A fleeting act of compassion sparks an unexpected connection in Fruit Gathering, the debut feature from Myanmar-based filmmaker Aung Phyoe. Set against the grueling backdrop of a textile factory on the industrial outskirts of Yangon, the film follows a young seamstress named San Kyi, played by Nandar Myat Aung, whose daily existence is defined by exhaustion and invisibility. When a newly hired coworker called Theint, portrayed by Nandar Myint Lwin, covers for her during an unauthorized bathroom break, the gratitude San Kyi feels becomes the foundation for a friendship that gradually deepens into something far more complex.
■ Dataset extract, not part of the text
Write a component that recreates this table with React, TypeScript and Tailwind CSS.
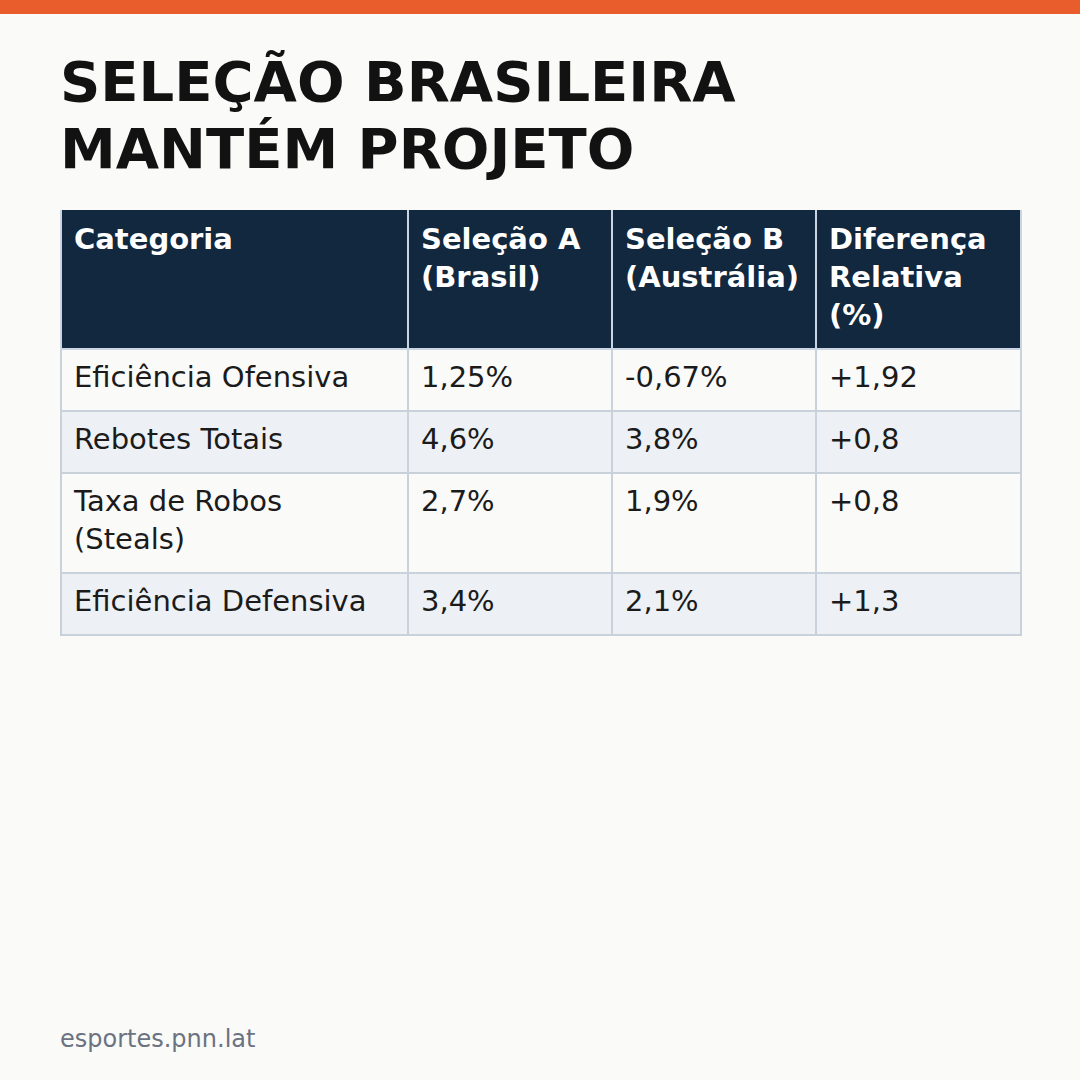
import React from "react";

const rows = [
  ["Eficiência Ofensiva", "1,25%", "-0,67%", "+1,92"],
  ["Rebotes Totais", "4,6%", "3,8%", "+0,8"],
  ["Taxa de Robos (Steals)", "2,7%", "1,9%", "+0,8"],
  ["Eficiência Defensiva", "3,4%", "2,1%", "+1,3"],
];

export default function App() {
  return (
    <div
      className="w-[1080px] h-[1080px] bg-[#fafaf8] flex flex-col overflow-hidden"
      style={{ fontFamily: '"DejaVu Sans", Verdana, sans-serif' }}
    >
      <div className="h-[14px] w-full bg-[#e95c2c] shrink-0" />
      <div className="px-[60px] pt-[34px] flex flex-col">
        <h1 className="text-[56px] leading-[1.2] font-bold text-[#121212] mb-[28px]">
          SELEÇÃO BRASILEIRA
          <br />
          MANTÉM PROJETO
        </h1>
        <table className="w-[960px] border-collapse table-fixed text-[29px] leading-[38px]">
          <colgroup>
            <col className="w-[347px]" />
            <col className="w-[204px]" />
            <col className="w-[204px]" />
            <col className="w-[205px]" />
          </colgroup>
          <thead>
            <tr className="bg-[#11283f] text-white">
              <th className="text-left align-top font-bold pl-[12px] pr-[6px] pt-[10px] pb-[14px] border-2 border-t-0 border-[#c9d5e2]">
                Categoria
              </th>
              <th className="text-left align-top font-bold pl-[12px] pr-[4px] pt-[10px] pb-[14px] border-2 border-t-0 border-[#c9d5e2]">
                Seleção A (Brasil)
              </th>
              <th className="text-left align-top font-bold pl-[12px] pr-[2px] pt-[10px] pb-[14px] border-2 border-t-0 border-[#c9d5e2]">
                Seleção B (Austrália)
              </th>
              <th className="text-left align-top font-bold pl-[12px] pr-[4px] pt-[10px] pb-[14px] border-2 border-t-0 border-[#c9d5e2]">
                Diferença Relativa (%)
              </th>
            </tr>
          </thead>
          <tbody>
            {rows.map((r, i) => (
              <tr key={i} className={i % 2 === 1 ? "bg-[#edf1f5]" : "bg-[#fafaf8]"}>
                {r.map((c, j) => (
                  <td
                    key={j}
                    className="text-left align-top text-[#1b1b1b] pl-[12px] pr-[6px] pt-[8px] pb-[14px] border-2 border-[#c9d1db]"
                  >
                    {j === 0 && c === "Taxa de Robos (Steals)" ? (
                      <>
                        Taxa de Robos
                        <br />
                        (Steals)
                      </>
                    ) : (
                      c
                    )}
                  </td>
                ))}
              </tr>
            ))}
          </tbody>
        </table>
      </div>
      <div className="mt-auto px-[60px] pb-[23px] text-[24px] leading-[36px] text-[#6b7280]">
        esportes.pnn.lat
      </div>
    </div>
  );
}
A Friendship Forged in Hardship
The factory floor is a place of relentless pressure, where supervisors demand obedience and kindness is scarce. San Kyi has learned to shrink herself, enduring browbeating both at work and at home from her domineering mother, played by Thida Soe Khant. Her mother envisions a future for her daughter built solely on urban labor and a profitably arranged marriage, dismissing any other aspirations. Quietly, San Kyi longs to return to her rural home village in the north, a place she remembers through dreamlike sequences evoking early Technicolor aesthetics, complete with mangoes hanging abundantly from trees.
In Theint, San Kyi discovers not only a reflection of who she might become but also a companion she could share that life with. Their bond intensifies quickly. During a riverside outing, Theint photographs their overlapping shadows on rippling water, an image that lingers as a symbol of their briefly merged identities. Yet Theint is far from the idealized figure San Kyi imagines. She borrows money and is slow to repay it, and after an unexplained absence, she returns with a new husband, leaving San Kyi confused and dismayed. It is at this turning point that the romantic nature of San Kyi's feelings becomes undeniable, though whether they are reciprocated remains a source of enduring pain.
Queer Visibility in a Country Where Love Is Criminalized
Same-sex sexual activity remains illegal in Myanmar, a reality that gives Fruit Gathering a weight and urgency rare in contemporary world cinema. The film stands as a poignant reminder that struggles for queer visibility persist in many corners of the globe, and its cautious, tentative quality feels less like a stylistic limitation than a reflection of the dangerous environment it depicts. Co-produced with France and the Czech Republic, the feature premiered in the main competition at the Karlovy Vary International Film Festival and is expected to travel extensively on the festival circuit, particularly within LGBTQ-focused showcases.
Phyoe, whose previous work includes the 2019 Locarno competition short Cobalt Blue, demonstrates a keen sensitivity to the unspoken. The film is most affecting when it communicates through silence and gesture rather than dialogue. Cinematographer Thaiddhi captures the women in dreamy, summery stillness, with no musical score to guide the viewer's emotions. A glance in a mirror while one woman brushes her hair, the increasingly pastel-coordinated costumes designed by Akari Diraki, and the quietly loaded act of holding hands in public — these moments crackle with sensual possibility without ever crossing into explicit territory.